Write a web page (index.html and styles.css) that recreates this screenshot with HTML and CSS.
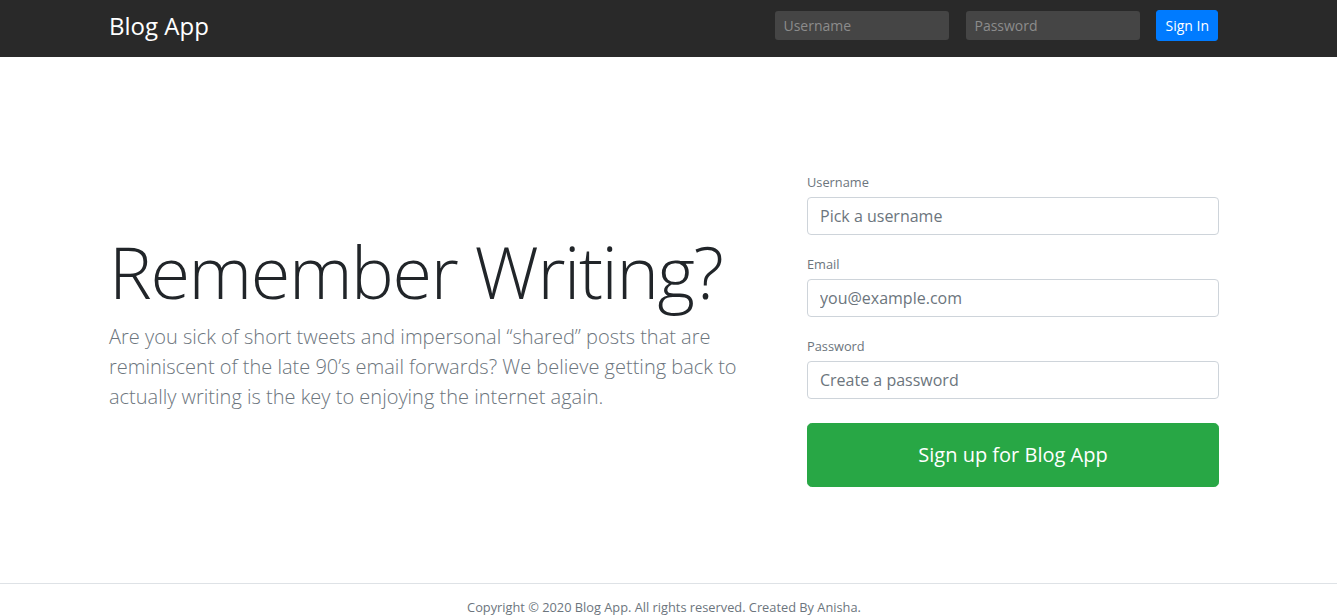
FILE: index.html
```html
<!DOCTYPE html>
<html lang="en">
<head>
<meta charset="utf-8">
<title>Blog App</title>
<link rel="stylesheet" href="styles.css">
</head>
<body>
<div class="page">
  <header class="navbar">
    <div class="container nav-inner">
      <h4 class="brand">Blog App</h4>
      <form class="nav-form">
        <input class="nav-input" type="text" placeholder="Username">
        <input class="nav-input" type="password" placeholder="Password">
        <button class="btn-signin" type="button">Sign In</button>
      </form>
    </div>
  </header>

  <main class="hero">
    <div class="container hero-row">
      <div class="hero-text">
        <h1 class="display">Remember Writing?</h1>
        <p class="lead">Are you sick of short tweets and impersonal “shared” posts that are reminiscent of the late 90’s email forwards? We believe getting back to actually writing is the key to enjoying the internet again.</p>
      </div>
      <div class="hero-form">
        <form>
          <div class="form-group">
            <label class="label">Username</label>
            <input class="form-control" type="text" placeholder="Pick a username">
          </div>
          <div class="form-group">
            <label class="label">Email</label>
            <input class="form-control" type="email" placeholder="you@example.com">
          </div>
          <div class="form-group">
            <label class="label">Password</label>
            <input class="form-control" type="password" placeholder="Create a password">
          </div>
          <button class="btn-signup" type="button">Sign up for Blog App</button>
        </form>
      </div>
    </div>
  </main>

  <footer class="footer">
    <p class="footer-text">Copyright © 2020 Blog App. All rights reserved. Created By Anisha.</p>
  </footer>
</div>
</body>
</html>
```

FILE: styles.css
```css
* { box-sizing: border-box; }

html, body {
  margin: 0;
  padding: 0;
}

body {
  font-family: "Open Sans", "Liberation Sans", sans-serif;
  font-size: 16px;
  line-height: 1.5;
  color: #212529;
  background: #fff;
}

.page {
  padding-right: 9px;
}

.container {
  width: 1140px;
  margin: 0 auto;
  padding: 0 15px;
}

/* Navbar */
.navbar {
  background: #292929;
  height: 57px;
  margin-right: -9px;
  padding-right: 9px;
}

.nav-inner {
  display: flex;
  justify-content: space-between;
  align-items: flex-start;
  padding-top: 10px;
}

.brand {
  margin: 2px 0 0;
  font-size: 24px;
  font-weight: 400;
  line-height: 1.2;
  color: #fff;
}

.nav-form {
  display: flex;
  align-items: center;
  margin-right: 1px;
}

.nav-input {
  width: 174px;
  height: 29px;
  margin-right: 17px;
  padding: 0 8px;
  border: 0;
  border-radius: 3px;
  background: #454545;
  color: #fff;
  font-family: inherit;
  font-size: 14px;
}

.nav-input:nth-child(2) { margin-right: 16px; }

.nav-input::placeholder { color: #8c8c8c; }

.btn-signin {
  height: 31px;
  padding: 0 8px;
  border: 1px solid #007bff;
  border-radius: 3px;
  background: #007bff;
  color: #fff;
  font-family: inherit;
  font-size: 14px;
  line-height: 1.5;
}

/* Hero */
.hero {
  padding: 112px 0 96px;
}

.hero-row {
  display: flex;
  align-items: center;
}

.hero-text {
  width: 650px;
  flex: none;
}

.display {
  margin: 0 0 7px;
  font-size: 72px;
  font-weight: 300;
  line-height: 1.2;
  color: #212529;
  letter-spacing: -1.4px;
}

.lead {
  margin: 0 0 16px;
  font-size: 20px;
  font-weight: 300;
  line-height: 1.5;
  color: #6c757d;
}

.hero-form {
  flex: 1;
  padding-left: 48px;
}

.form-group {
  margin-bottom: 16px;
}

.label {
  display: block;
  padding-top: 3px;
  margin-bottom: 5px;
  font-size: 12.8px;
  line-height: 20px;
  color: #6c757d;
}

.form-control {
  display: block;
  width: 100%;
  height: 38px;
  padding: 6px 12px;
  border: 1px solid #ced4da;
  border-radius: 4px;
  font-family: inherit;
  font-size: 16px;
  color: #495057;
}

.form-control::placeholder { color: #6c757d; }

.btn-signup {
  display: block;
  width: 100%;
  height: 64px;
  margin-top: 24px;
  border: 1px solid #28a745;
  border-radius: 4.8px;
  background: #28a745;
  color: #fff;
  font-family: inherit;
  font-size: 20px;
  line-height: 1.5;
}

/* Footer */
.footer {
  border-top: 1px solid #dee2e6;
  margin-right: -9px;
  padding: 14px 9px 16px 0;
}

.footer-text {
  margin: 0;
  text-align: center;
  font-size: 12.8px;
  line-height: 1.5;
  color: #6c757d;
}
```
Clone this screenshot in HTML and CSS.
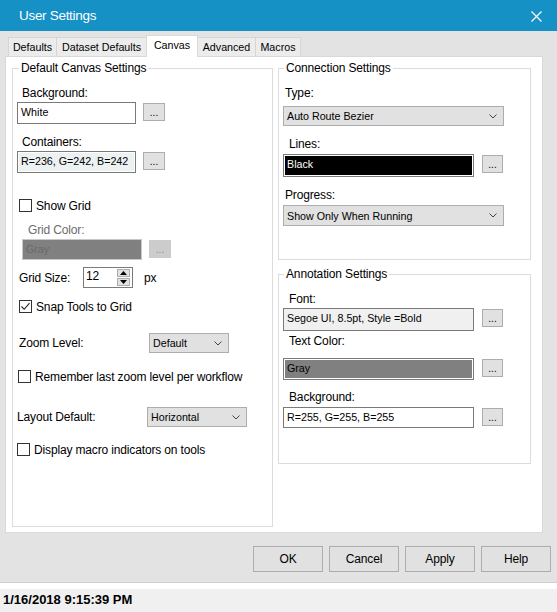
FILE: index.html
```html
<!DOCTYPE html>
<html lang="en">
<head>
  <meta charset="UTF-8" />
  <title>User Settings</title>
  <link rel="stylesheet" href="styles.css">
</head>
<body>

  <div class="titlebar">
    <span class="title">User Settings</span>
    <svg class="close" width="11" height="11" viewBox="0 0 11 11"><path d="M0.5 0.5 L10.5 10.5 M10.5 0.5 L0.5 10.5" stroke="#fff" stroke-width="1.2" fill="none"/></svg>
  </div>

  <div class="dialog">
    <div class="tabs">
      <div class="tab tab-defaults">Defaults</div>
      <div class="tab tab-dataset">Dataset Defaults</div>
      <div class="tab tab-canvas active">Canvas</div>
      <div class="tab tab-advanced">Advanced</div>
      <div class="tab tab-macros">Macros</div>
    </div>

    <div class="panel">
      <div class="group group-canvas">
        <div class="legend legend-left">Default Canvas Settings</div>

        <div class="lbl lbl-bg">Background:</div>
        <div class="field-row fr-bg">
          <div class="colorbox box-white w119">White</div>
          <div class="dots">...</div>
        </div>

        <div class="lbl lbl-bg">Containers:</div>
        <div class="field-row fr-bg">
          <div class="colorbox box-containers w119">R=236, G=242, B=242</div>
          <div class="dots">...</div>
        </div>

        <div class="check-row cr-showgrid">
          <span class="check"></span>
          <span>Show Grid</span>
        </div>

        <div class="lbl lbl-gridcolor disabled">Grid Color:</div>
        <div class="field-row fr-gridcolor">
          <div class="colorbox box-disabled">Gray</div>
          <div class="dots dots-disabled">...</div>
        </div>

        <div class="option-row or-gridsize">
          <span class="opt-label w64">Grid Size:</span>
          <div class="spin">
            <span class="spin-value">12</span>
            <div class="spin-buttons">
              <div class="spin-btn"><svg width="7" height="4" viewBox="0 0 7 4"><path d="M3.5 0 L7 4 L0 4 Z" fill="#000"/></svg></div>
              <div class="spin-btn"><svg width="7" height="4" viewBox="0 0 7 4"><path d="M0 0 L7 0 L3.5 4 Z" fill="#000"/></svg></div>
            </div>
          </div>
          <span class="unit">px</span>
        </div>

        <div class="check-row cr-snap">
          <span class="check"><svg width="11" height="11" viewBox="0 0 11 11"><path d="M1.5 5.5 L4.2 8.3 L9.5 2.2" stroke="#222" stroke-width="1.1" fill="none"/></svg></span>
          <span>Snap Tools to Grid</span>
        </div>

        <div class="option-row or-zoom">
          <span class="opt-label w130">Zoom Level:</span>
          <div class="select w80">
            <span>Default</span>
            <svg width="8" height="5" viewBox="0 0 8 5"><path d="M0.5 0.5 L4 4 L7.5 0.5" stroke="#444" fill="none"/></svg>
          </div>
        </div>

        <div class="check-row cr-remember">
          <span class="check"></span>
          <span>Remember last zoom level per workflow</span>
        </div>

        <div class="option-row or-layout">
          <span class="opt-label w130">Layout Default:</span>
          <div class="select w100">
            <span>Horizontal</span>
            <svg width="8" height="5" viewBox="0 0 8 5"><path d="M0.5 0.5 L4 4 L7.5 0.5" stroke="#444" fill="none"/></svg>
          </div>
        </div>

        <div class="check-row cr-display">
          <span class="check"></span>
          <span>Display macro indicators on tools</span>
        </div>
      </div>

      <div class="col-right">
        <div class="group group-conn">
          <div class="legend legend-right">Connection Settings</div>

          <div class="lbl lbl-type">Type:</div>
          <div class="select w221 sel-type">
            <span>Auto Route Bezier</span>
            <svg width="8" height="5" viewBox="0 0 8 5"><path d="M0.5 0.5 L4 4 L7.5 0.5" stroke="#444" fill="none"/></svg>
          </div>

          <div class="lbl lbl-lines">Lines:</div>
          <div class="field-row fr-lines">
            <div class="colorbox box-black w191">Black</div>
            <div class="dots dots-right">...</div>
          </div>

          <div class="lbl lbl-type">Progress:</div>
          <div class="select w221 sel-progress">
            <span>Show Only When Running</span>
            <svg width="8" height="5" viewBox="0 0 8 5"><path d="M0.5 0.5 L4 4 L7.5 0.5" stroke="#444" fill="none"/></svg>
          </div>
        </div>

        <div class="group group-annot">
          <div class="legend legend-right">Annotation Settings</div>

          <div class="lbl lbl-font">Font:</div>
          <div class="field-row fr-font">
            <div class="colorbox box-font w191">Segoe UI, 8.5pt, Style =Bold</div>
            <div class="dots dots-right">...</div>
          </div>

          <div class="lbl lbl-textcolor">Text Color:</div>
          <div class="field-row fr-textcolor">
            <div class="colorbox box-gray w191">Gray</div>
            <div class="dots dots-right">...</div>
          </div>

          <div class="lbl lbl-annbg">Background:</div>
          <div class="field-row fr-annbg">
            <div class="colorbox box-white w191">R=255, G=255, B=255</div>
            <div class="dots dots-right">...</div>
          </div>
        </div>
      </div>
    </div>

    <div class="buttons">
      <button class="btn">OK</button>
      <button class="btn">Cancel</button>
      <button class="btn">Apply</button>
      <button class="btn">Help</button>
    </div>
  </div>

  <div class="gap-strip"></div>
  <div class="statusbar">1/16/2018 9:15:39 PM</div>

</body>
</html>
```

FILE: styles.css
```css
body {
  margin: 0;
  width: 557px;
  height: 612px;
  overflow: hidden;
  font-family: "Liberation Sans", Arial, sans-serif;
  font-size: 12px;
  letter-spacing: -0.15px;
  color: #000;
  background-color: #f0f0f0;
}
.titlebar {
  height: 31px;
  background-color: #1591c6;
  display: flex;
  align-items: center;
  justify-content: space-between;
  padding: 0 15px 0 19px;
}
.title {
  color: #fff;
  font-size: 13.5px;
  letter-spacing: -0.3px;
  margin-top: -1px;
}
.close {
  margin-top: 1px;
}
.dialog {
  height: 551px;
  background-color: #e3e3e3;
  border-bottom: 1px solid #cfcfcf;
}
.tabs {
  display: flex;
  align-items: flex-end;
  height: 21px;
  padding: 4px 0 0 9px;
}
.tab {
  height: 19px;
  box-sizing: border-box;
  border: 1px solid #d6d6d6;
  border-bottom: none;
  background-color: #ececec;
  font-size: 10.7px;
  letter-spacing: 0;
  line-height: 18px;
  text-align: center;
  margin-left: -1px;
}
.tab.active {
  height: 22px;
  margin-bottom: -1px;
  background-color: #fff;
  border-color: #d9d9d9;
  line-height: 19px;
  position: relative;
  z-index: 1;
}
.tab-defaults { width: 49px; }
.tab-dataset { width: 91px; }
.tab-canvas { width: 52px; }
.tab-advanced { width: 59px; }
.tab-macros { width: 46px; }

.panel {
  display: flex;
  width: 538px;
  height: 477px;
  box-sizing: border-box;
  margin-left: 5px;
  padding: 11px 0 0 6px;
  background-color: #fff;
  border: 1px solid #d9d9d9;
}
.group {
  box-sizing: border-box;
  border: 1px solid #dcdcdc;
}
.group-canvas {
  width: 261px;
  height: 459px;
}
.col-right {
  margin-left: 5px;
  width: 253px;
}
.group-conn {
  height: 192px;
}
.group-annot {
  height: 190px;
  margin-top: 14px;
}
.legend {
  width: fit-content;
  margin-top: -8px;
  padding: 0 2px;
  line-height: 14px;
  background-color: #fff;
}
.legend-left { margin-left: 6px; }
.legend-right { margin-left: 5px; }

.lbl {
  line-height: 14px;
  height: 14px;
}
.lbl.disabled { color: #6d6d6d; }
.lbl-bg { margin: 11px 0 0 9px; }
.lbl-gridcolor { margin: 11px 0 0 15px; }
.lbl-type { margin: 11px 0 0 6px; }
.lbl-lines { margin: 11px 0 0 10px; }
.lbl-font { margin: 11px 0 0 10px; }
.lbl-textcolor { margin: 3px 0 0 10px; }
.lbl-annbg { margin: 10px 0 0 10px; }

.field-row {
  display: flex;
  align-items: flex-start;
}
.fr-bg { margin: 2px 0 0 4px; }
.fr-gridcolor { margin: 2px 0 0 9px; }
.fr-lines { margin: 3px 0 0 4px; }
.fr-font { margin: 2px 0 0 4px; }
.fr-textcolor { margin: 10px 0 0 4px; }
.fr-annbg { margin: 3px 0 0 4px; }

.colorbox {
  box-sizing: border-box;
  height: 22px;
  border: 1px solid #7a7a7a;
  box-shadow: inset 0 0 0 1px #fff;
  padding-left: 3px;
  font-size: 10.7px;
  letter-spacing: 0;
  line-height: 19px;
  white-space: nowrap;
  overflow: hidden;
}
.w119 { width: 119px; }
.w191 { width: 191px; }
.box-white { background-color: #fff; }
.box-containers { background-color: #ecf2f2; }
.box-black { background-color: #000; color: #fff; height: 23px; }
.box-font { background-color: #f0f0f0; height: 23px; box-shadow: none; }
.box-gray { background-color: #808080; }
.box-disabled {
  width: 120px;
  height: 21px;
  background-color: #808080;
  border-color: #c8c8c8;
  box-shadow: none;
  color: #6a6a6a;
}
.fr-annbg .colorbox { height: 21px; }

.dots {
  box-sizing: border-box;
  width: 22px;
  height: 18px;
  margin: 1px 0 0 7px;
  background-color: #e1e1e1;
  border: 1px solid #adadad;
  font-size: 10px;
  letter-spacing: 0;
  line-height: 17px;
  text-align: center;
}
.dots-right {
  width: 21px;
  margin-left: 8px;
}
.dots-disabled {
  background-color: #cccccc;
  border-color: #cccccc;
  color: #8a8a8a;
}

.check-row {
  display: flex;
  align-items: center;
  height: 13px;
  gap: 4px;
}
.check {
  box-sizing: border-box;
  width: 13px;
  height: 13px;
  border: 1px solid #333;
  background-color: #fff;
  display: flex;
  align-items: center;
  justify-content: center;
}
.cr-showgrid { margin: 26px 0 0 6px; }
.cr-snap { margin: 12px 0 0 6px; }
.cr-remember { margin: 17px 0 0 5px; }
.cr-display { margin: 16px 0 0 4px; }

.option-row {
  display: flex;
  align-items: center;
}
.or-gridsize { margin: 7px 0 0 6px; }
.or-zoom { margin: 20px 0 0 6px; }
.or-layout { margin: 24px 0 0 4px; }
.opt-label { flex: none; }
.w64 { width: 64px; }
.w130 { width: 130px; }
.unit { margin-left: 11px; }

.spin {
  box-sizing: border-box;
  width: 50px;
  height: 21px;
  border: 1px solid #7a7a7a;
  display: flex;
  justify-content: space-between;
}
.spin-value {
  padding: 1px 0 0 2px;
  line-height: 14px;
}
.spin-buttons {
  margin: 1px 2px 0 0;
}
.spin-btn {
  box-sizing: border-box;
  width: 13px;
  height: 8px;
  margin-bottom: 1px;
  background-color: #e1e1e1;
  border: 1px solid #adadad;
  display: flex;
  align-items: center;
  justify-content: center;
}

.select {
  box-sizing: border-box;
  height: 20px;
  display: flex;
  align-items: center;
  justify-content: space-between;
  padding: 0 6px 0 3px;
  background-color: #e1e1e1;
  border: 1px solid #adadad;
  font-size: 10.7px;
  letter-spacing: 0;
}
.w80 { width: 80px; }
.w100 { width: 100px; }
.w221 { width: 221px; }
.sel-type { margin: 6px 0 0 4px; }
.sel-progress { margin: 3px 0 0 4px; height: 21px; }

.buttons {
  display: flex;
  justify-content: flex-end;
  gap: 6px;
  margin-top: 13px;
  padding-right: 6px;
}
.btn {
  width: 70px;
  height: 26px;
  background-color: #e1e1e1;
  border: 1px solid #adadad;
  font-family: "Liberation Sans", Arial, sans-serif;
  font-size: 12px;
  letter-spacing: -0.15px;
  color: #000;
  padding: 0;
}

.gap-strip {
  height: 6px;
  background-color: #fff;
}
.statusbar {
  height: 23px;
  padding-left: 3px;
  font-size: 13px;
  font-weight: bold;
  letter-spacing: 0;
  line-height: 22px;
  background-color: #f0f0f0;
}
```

-----

TASK STATEMENT:
Of the lines in this listing, report how many contain the string "that", and give the number only.

WRITTEN ANSWER:
2